Here's a breakdown of common CRS types:
| CRS Type | Description | Key Characteristics | Common Use Cases |
|---|---|---|---|
| Geographic | Uses angular units (latitude, longitude) to define positions on a 3D spherical or ellipsoidal model of the Earth. | Measures in degrees; often associated with a Datum. | Global mapping, storing fundamental location data, GPS raw data. |
| Projected | Transforms 3D geographic coordinates onto a 2D plane using mathematical formulas (projections). | Measures in linear units (meters, feet); minimizes distortion for specific properties. | Local/regional mapping, accurate distance/area calculations, engineering. |
When making a choice, refer to best practices from organizations like the Open Geospatial Consortium (OGC) or specific government mapping agencies.

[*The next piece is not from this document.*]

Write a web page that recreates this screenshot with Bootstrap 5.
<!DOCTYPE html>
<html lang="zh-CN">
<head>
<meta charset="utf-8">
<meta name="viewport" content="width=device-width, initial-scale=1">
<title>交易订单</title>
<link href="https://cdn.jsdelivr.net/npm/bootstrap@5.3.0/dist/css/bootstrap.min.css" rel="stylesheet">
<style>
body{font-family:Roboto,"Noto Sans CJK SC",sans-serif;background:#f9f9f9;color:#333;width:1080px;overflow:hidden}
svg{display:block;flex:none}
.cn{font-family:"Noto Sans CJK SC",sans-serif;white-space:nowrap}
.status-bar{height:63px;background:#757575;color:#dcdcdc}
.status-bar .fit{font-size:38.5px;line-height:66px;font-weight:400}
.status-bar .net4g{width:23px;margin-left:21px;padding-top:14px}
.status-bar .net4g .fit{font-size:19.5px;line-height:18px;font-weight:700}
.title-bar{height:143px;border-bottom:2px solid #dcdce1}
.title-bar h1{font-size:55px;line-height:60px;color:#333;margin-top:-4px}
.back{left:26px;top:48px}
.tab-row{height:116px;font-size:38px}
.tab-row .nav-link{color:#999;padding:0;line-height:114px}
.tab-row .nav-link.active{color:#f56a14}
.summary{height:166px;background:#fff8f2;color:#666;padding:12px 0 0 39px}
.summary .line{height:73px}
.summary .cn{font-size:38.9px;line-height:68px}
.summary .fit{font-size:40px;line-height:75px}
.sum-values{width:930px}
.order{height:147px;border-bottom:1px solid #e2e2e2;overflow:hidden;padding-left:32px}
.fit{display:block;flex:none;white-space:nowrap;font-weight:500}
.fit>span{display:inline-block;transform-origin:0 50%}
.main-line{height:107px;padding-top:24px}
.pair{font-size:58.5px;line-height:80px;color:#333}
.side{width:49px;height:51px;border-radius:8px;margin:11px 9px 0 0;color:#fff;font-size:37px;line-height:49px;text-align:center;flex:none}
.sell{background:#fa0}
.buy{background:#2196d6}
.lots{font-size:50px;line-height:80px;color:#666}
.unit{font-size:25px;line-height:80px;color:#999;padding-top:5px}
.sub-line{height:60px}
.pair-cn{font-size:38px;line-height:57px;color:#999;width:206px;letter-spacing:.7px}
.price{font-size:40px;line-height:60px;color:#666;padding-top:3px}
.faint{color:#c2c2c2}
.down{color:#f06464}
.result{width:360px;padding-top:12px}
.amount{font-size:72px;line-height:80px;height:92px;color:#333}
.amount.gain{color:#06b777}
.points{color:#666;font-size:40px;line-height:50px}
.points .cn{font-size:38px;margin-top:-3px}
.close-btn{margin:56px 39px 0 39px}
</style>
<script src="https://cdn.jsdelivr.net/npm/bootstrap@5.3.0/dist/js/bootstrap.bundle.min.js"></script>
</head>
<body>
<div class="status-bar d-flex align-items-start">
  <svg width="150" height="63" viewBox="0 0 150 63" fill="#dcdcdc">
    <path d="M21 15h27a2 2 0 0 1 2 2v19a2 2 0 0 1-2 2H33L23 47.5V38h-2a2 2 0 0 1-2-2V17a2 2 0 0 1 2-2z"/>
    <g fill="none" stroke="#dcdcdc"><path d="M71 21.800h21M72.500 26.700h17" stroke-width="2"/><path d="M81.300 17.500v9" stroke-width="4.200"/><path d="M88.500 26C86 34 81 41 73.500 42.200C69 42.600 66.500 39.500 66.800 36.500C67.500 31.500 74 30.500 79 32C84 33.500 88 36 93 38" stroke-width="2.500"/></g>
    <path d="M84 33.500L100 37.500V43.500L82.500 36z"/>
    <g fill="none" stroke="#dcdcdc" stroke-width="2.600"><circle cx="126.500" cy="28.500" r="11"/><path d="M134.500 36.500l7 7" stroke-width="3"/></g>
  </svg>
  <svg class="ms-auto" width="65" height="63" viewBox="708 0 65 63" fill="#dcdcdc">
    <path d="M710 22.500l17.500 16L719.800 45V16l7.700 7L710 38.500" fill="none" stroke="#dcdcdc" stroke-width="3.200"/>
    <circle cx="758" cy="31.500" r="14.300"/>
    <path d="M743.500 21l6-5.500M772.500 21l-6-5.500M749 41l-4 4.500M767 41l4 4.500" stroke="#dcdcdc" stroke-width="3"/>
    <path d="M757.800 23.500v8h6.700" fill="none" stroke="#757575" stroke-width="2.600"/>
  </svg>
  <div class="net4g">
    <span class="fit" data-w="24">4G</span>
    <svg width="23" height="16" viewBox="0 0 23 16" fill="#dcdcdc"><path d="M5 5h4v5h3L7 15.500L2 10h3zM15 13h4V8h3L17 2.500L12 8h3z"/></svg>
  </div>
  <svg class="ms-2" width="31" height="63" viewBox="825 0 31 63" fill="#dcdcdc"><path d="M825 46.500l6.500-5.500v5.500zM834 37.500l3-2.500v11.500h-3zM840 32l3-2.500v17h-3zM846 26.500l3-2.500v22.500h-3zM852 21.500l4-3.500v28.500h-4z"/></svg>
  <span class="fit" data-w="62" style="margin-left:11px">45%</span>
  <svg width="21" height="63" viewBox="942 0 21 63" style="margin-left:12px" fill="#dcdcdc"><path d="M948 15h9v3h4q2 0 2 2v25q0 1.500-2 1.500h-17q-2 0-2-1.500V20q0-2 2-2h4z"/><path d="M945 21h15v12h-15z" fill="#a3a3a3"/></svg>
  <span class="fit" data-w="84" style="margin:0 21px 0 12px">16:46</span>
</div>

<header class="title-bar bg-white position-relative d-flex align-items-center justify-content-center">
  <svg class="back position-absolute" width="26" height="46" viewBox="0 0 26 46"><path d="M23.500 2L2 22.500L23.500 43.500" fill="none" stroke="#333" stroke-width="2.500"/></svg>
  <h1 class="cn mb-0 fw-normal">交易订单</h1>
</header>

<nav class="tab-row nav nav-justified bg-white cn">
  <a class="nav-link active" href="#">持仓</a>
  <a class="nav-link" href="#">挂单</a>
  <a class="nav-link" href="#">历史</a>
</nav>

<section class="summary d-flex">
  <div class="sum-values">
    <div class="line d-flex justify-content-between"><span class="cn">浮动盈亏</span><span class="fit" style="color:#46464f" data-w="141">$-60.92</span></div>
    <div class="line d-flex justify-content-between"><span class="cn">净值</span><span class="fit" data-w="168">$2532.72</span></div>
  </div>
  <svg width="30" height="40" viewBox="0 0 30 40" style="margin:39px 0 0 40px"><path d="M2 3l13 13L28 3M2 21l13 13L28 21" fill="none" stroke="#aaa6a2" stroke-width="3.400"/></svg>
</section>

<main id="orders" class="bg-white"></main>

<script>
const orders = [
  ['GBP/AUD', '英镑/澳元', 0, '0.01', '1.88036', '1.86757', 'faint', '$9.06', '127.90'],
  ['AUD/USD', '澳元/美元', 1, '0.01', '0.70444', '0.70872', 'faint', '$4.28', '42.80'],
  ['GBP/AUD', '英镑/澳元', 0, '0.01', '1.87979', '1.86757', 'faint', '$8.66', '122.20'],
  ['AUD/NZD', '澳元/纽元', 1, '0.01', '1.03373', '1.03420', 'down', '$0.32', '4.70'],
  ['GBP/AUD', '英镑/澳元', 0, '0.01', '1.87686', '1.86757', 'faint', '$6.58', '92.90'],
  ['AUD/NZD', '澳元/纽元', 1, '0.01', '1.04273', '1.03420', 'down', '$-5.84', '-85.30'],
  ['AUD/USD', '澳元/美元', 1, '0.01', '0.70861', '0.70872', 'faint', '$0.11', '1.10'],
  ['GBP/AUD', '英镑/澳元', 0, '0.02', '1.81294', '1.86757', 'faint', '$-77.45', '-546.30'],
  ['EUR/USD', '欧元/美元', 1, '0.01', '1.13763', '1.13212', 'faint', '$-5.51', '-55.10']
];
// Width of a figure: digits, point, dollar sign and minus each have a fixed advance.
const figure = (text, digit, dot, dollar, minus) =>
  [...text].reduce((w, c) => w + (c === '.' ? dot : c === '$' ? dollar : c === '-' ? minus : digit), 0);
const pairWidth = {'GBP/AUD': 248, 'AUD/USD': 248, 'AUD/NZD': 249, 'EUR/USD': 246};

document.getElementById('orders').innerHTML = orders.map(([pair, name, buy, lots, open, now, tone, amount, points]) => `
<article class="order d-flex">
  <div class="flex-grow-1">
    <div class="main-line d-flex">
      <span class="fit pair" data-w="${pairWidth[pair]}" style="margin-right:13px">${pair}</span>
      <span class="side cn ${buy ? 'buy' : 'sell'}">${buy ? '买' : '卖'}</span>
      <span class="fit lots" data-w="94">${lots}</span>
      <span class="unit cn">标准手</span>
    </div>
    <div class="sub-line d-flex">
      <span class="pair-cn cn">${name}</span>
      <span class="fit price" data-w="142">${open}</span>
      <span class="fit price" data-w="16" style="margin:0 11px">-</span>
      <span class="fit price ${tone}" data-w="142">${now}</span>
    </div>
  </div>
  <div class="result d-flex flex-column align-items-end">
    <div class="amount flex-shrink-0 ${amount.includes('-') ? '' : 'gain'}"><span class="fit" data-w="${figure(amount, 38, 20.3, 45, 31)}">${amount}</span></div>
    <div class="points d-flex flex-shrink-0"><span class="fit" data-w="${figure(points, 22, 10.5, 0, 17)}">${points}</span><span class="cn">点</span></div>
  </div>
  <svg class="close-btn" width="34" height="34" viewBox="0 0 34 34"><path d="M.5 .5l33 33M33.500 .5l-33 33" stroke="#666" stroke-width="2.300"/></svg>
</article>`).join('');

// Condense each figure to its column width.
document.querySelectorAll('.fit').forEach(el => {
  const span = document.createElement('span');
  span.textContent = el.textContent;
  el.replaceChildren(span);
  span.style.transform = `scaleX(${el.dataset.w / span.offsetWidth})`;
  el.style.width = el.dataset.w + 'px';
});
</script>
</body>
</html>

Practical Examples of CRS in Action
- Combining Datasets: Imagine you have a map of hiking trails (collected with a GPS in WGS 84, a common geographic CRS) and a map of local elevation contours (from a government agency in a State Plane projected CRS). To overlay these accurately and perform analysis (e.g., find trails with steep climbs), both datasets must be transformed into a common CRS.
- Precision Agriculture: Farmers use GPS-enabled tractors to apply fertilizers and pesticides precisely. The underlying CRS ensures that the tractor follows the correct path and applies inputs only where needed, optimizing resource use.
- Disaster Response: During emergencies, responders need to quickly combine satellite imagery, building footprints, and evacuation routes from various sources. A unified CRS ensures that all this information aligns, allowing for effective coordination and decision-making.
By providing a standardized framework for describing locations, CRS underpins nearly every aspect of our interaction with geographic information, from simple navigation to complex scientific modeling.